Common Myths About Domestic Violence & Abuse

This page aims to debunk some commonly heard myths about Domestic Violence & Abuse (DV&A) and how it affects people.

Myth: ‘Abuse doesn’t happen in same-sex relationships or with Transgender people’

Fact: Anyone can experience DV&A from a same or opposite sex partner and can do so regardless of the gender identity of either person. In some cases, abusers will use the process of “coming out” or transition as an additional form of control.

Myth: ‘It only happens in poor families or ethnic minority families’

Fact: DV&A does not discriminate. It can affect anyone regardless of age, culture, ethnicity, social class, religion, ability, gender or sexual orientation. Abusers are as likely to be doctors, lecturers or accountants as they are cleaners, taxi drivers or unemployed.

Myth: ‘Domestic abuse is a private, family matter – we shouldn’t get involved’

Fact: DV&A is a crime, even though it is often committed at home and in private, it is still a crime. It is against the law. DV&A affects every aspect of a victim-survivor’s life including other family relationships, friendships, their children, work and general day to day activities.

Myth: ‘If the abuse is that bad, why don’t they leave’

Fact: People may stay in an abusive relationship for many reasons and it can be extremely difficult to leave an abusive relationship:

  • They may hope that the abuse was a ‘one off’ or that the abuse will stop.
  • They may stay because of fear, for example the abuser may make threats against them or the children, to hurt him/herself, or against other family members or pets.
  • They may have been isolated by the abuser so they have no network of family/friends to turn to for help, and/or may not know where else to access support.
  • There could be cultural issues and pressure to stay, or language barriers, if the victim-survivor’s first language isn’t English.
  • Their self-confidence and self-esteem may have been so eroded, or they may be financially dependent on abuser that they may believe they are unable to manage on their own.
  • The abuser may be controlling the victim-survivor’s finances, making it difficult to leave.
  • They may fear their children would be separated from them if they leave.

Myth: ‘If children don’t see the violence, they won’t be affected’

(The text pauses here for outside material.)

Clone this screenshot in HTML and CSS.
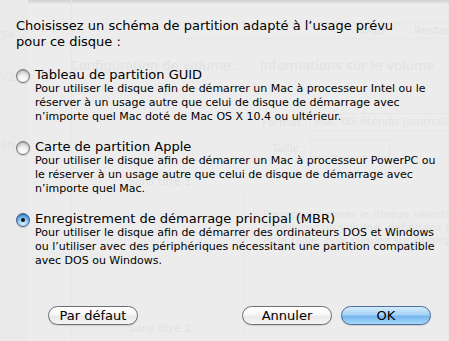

Fact: Research shows that 90% of children are in the same or the next room when violence occurs, so even if they didn’t see it, they do usually hear it. These experiences can affect them in both the short and long term. The emotional effect of witnessing domestic violence is similar to the psychological trauma associated with being a victim-survivor of child abuse.

Myth: ‘It was a one-off incident’

Fact: It is extremely unusual that an incident of domestic abuse is a one-off incident. DV&A is a pattern of control and power. Generally, this will increase in severity and frequency. While the abuser may apologise for the abuse, they do not take responsibility for their actions and blame other factors, such as alcohol or the actions of the victim-survivor.

Myth: ‘DV & A is just about the violence’

Fact: This is a common myth. DV&A takes many forms and victims-survivors often say that it was the emotional abuse which had the greatest effect on them. By being constantly undermined, humiliated or criticised they can lose confidence and become anxious and nervous. This can also lead to them being increasingly isolated from family/friends and therefore more dependent on the abuser.

Myth: ‘Abusers were abused themselves’

Fact: Extensive research shows that this is not true. Growing up in a violent home is a risk factor, but this is not the case for the majority of abusers. This is not to say that children who grow up with an abusive parent are unaffected by DV&A because they are in many different ways; it does not mean that they will become abusive in their relationships. Abusers who blame violence on childhood experiences are not taking responsibility for their actions.

Myth: ‘Alcohol causes domestic abuse’

Fact: Many people who use alcohol never use violence against their partner or ex-partner and many people who do not drink are also abusive.
Some people may use alcohol as an excuse to deny responsibility for abuse. Alcohol and substance misuse do not cause DV&A, however they do complicate abusive behaviour and may increase its severity.